What of the future? The bills and declarations of rights I have been discussing here were certainly intended by those who drafted them to guide future practice. However, they can only have served to do so provided that there remained relevant resemblances between future conditions and the circumstances within which they were drawn up. (It is obvious, for example, that Magna Carta can no longer serve as a practical guide for anyone. Rights which it would have made perfect sense to claim at the time of the wild western frontier, may start to look like nonsense once those conditions no longer apply) This suggests that the future life of the Universal Declaration must hinge upon two factors. One is a continuation of the Enlightenment faith in the advent of a world “in which human beings shall enjoy freedom of speech and belief”, as the document puts it, and in which “freedom from fear and want has been proclaimed as the highest aspiration of the common people”. The other is the continuation of an institutional structure within which those ideals can be codified as rights and actually enforced. If that structure is not going to be based upon the nation state, then something else will have to take the place of the latter.

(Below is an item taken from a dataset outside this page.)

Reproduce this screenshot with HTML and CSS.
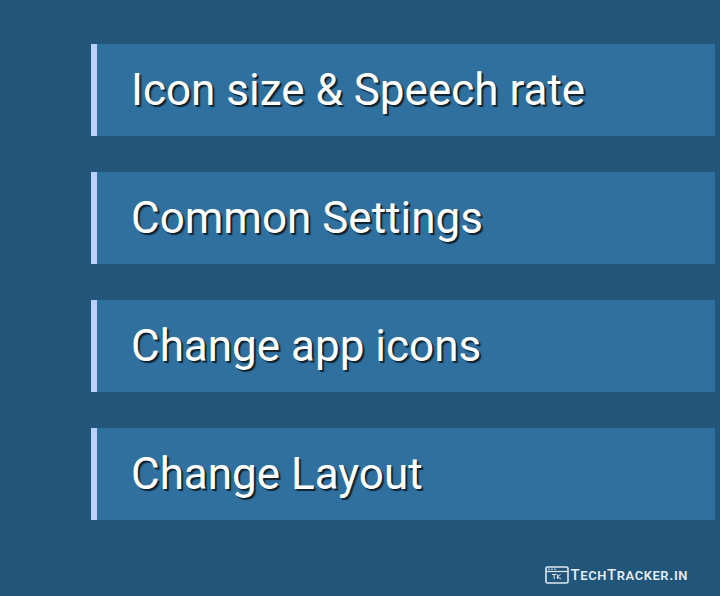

Things don’t look good, however. For one thing, it is by no means apparent that the increasing number of problems which require treatment at a transnational level – the rise of multi-national corporations, climate change, and so on – has been matched by a development of transnational institutions capable of dealing with them adequately. For another, we have seen the rise of powerful states – China, for example – with no tradition of liberalism, and with poor human rights records. How realistic can it be to suppose that such powerful states can be required, where necessary, to observe the Declaration’s “standard of achievement”? Worst of all, we have seen the crisis of refugees in their tens of thousands seeking a haven in the West. Europe and the USA have proven woefully unwilling to meet this challenge, and the nation state system woefully inadequate to deal with it. Instead, we have seen a retreat behind fortress walls and a resort to a nostalgia from hell; a populism which makes a fetish of “the nation”, elevating that concept to the level of a mystical entity and subordinating the individual to its demands, which divides “ourselves” from “the others” out there beyond the walls, and the “real people” from the manipulative and untrustworthy “elite”. These are, pretty much, the ideas to be found in the work of writers such as Giovanni Gentile and Carl Schmitt, those who served as fascism’s “official philosophers” in the 1930s, and they run directly counter to the ideals embodied in the Universal Declaration of Human Rights. It is hard to feel optimistic in these times.